It is one of Europe's most divided regions, but there are some issues that have united the former Yugoslavia, including a deeply conservative outlook on sexuality and sex education.
But attitudes appear to be changing. Sex education classes were introduced to Croatian schools for the first time earlier this year, in the run-up to the country's accession to the European Union in July, and, from next month, classes will be piloted in parts of Serbia, too.
The move has proved controversial, however. Opposition from the Catholic Church led to Croatia's constitutional court ruling that the government should not have introduced the lessons in February because it had failed to properly consult parents.

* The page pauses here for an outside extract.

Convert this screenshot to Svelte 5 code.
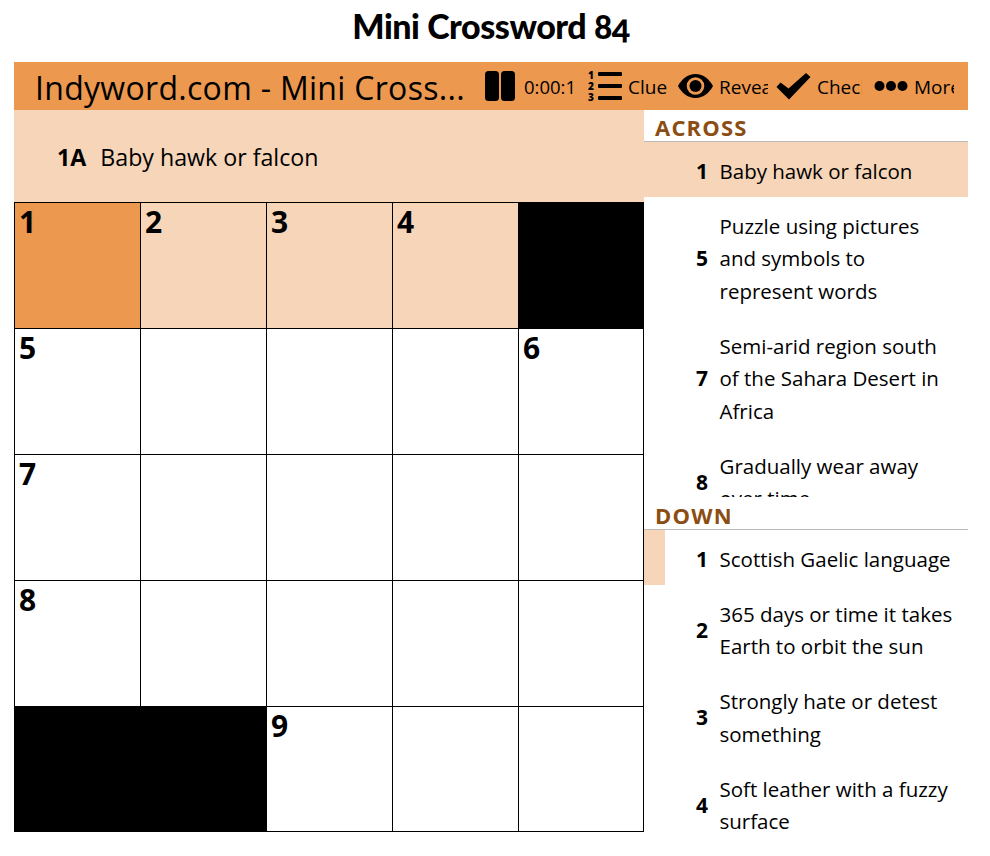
<script>
  const blocks = [4, 20, 21];
  const numbers = { 0: 1, 1: 2, 2: 3, 3: 4, 5: 5, 9: 6, 10: 7, 15: 8, 22: 9 };
  const cells = Array.from({ length: 25 }, (_, i) => i);

  const across = [
    { n: 1, text: 'Baby hawk or falcon', active: true },
    { n: 5, text: 'Puzzle using pictures and symbols to represent words' },
    { n: 7, text: 'Semi-arid region south of the Sahara Desert in Africa' },
    { n: 8, text: 'Gradually wear away over time' },
    { n: 9, text: 'Small Asian deer' }
  ];
  const down = [
    { n: 1, text: 'Scottish Gaelic language', cross: true },
    { n: 2, text: '365 days or time it takes Earth to orbit the sun' },
    { n: 3, text: 'Strongly hate or detest something' },
    { n: 4, text: 'Soft leather with a fuzzy surface' }
  ];

  function cellClass(i) {
    if (blocks.includes(i)) return 'cell block';
    if (i === 0) return 'cell current';
    if (i < 4) return 'cell word';
    return 'cell';
  }
</script>

<div class="page">
  <h1>Mini Crossword 84</h1>

  <div class="puzzle">
    <div class="toolbar">
      <div class="name">Indyword.com - Mini Cross...</div>
      <div class="tool pause">
        <svg width="30" height="30" viewBox="0 0 30 30"><rect x="0" y="0" width="14" height="30" rx="3.5" /><rect x="16" y="0" width="14" height="30" rx="3.5" /></svg>
        <span class="label timer">0:00:1</span>
      </div>
      <div class="tool clues">
        <svg width="35" height="32" viewBox="0 0 35 32">
          <rect x="11" y="2" width="24" height="4" rx="1" /><rect x="11" y="14" width="24" height="4" rx="1" /><rect x="11" y="26" width="24" height="4" rx="1" />
          <text x="1" y="9" class="mini">1</text><text x="1" y="20" class="mini">2</text><text x="1" y="31" class="mini">3</text>
        </svg>
        <span class="label w40">Clue</span>
      </div>
      <div class="tool reveal">
        <svg width="35" height="24" viewBox="0 0 35 24"><path fill-rule="evenodd" d="M17.5 0C9.5 0 3.5 5.5 0 12c3.5 6.500 9.500 12 17.500 12S31.500 18.500 35 12C31.500 5.500 25.500 0 17.500 0zM17.500 3.200a8.800 8.800 0 1 1 0 17.600a8.800 8.800 0 0 1 0-17.600z" /><circle cx="17.500" cy="12" r="6" /></svg>
        <span class="label w49">Reveal</span>
      </div>
      <div class="tool check">
        <svg width="35" height="28" viewBox="0 0 35 28"><path d="M0.500 15l4-4.500 8 6L30 1l4.500 4L13 27.500z" /></svg>
        <span class="label w45">Check</span>
      </div>
      <div class="tool more">
        <svg width="34" height="12" viewBox="0 0 34 12"><circle cx="5.500" cy="6" r="5" /><circle cx="17" cy="6" r="5" /><circle cx="28.500" cy="6" r="5" /></svg>
        <span class="label w40">More</span>
      </div>
    </div>

    <div class="body">
      <div class="left">
        <div class="current-clue">
          <span class="clue-num">1A</span>
          <span>Baby hawk or falcon</span>
        </div>
        <div class="grid">
          {#each cells as i}
            <div class={cellClass(i)}>
              {#if numbers[i]}<span class="num">{numbers[i]}</span>{/if}
            </div>
          {/each}
        </div>
      </div>

      <div class="side">
        <div class="section-title first">ACROSS</div>
        <div class="list across">
          {#each across as c}
            <div class="item" class:active={c.active}>
              <span class="n">{c.n}</span>
              <span class="t">{c.text}</span>
            </div>
          {/each}
        </div>
        <div class="section-title">DOWN</div>
        <div class="list down">
          {#each down as c}
            <div class="item" class:cross={c.cross}>
              <span class="n">{c.n}</span>
              <span class="t">{c.text}</span>
            </div>
          {/each}
        </div>
      </div>
    </div>
  </div>
</div>

<style>
  :global(body) {
    margin: 0;
    background: #fff;
    color: #000;
    font-family: "Open Sans", "Noto Sans", sans-serif;
  }

  .page {
    width: 990px;
    height: 856px;
    overflow: hidden;
  }

  h1 {
    width: 982px;
    margin: 0;
    height: 62px;
    padding-top: 6px;
    box-sizing: border-box;
    text-align: center;
    font-family: Lato, sans-serif;
    font-size: 34px;
    line-height: 40px;
    font-weight: 900;
    letter-spacing: -0.45px;
    font-variant-numeric: oldstyle-nums;
  }

  .puzzle {
    width: 954px;
    margin-left: 14px;
  }

  .toolbar {
    height: 48px;
    background: #ec984f;
    display: flex;
    align-items: center;
    overflow: hidden;
  }

  .name {
    width: 469px;
    height: 48px;
    box-sizing: border-box;
    padding: 2px 0 0 21px;
    font-size: 32px;
    line-height: 48px;
    white-space: nowrap;
    flex: none;
    letter-spacing: 0.3px;
    overflow: hidden;
  }

  .tool {
    display: flex;
    align-items: center;
    flex: none;
  }

  .tool svg {
    display: block;
    flex: none;
  }

  .pause { margin-left: 2px; width: 102px; gap: 9px; }
  .clues { width: 91px; gap: 6px; }
  .reveal { width: 98px; gap: 6px; }
  .check { width: 98px; gap: 6px; }
  .more { gap: 6px; }

  .label {
    font-size: 19px;
    line-height: 50px;
    height: 48px;
    white-space: nowrap;
    overflow: hidden;
    display: block;
  }

  .timer { font-size: 18.5px; width: 53px; }
  .w40 { width: 40px; }
  .w49 { width: 49px; }
  .w45 { width: 45px; }

  .mini {
    font-family: "Open Sans", sans-serif;
    font-size: 10px;
    font-weight: 800;
  }

  .body {
    display: flex;
  }

  .left {
    width: 630px;
    flex: none;
  }

  .current-clue {
    height: 92px;
    box-sizing: border-box;
    background: #f6d5b8;
    padding: 30px 0 0 43px;
    font-size: 23.2px;
    line-height: 34px;
    display: flex;
    gap: 14px;
    white-space: nowrap;
  }

  .clue-num {
    font-weight: 700;
  }

  .grid {
    width: 630px;
    height: 630px;
    display: grid;
    grid-template-columns: repeat(5, 126px);
    grid-template-rows: repeat(5, 126px);
  }

  .cell {
    box-sizing: border-box;
    border: 1px solid #000;
    margin: 0 -1px -1px 0;
    padding: 0 0 0 4px;
    background: #fff;
  }

  .cell:nth-child(5n) { margin-right: 0; }
  .cell:nth-child(n + 21) { margin-bottom: 0; }

  .word { background: #f6d5b8; }
  .current { background: #ec984f; }
  .block { background: #000; }

  .num {
    display: block;
    font-size: 30px;
    line-height: 37px;
    font-weight: 700;
  }

  .side {
    width: 324px;
    flex: none;
  }

  .section-title {
    height: 25px;
    padding: 0 0 0 11px;
    border-bottom: 1px solid #bbb;
    color: #8b4d14;
    font-size: 22px;
    line-height: 23px;
    font-weight: 700;
    letter-spacing: 1.2px;
  }

  .section-title.first {
    height: 31px;
    line-height: 34px;
  }

  .list {
    overflow: hidden;
  }

  .across { height: 355px; margin-bottom: 7px; }
  .down { height: 326px; }

  .item {
    display: flex;
    align-items: center;
    padding: 12.5px 10px 10px 0;
    font-size: 20.5px;
    line-height: 32.5px;
  }

  .item.active { background: #f6d5b8; }

  .item.cross {
    background: linear-gradient(to right, #f6d5b8 21px, #fff 21px);
  }

  .n {
    width: 64px;
    flex: none;
    text-align: right;
    font-weight: 700;
    font-size: 21px;
  }

  .t {
    margin-left: 11.5px;
  }
</style>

The sex education curriculum has been suspended, but prime minister Zoran Milanovic is appealing against the judgment. He has also vowed to improve the quality of sex education so that it rivals the best in Europe.
Yet such difficulties have not deterred the regional government of Vojvodina, in the north of Serbia, from pushing ahead with plans to introduce the country's first sex edu- cation classes.
With Serbia still having some way to go before it is embraced by the EU, it has been able to introduce the lessons more gradually, with just 10 schools due to pilot the radical addition to the curriculum in September.
The Serbian provincial Ministry of Youth and Sport, which has instigated the sex education initiative, told TES that it had carefully laid the groundwork before putting its plan into action. Having consulted experts in areas including gynaecology and psychology, students will now have the opportunity to "learn about reproductive health", said Marinika Cobanu, provincial minister for sports and youth.
Classes will be delivered by teachers trained in medicine and psychology, who will work according to what Ms Cobanu described as a "British model" of sex education.
On the issue of parental consent she said: "As part of our research, we asked parents if they would like their children to attend sex education classes and more than 95 per cent said yes."
Vojvodina has long been regarded as Serbia's most liberal region, and it is uncertain how easy it will be for the rest of the country to follow suit in the introduction of sex education classes.
But the Vojvodina government believes it will not suffer any backlash from society, and has suggested that its experience in laying the groundwork could help in the national implementation of sex education.
"We believe that the Croatian scenario will not happen (here) because we underwent long and serious preparation that lasted 10 months and involved a series of studies, designing the programme and writing textbooks," Ms Cobanu said.
"In Croatia, it took them only two months to introduce sex education in schools and they did not predict the strength of the reaction from the Catholic Church, which is very influential in their society."
However, she added that the example from across the border was very welcome. "We were very pleased that the Croats first tried to introduce sex education in (their) schools," Ms Cobanu said. "They have provided support and assistance to us in a very positive way."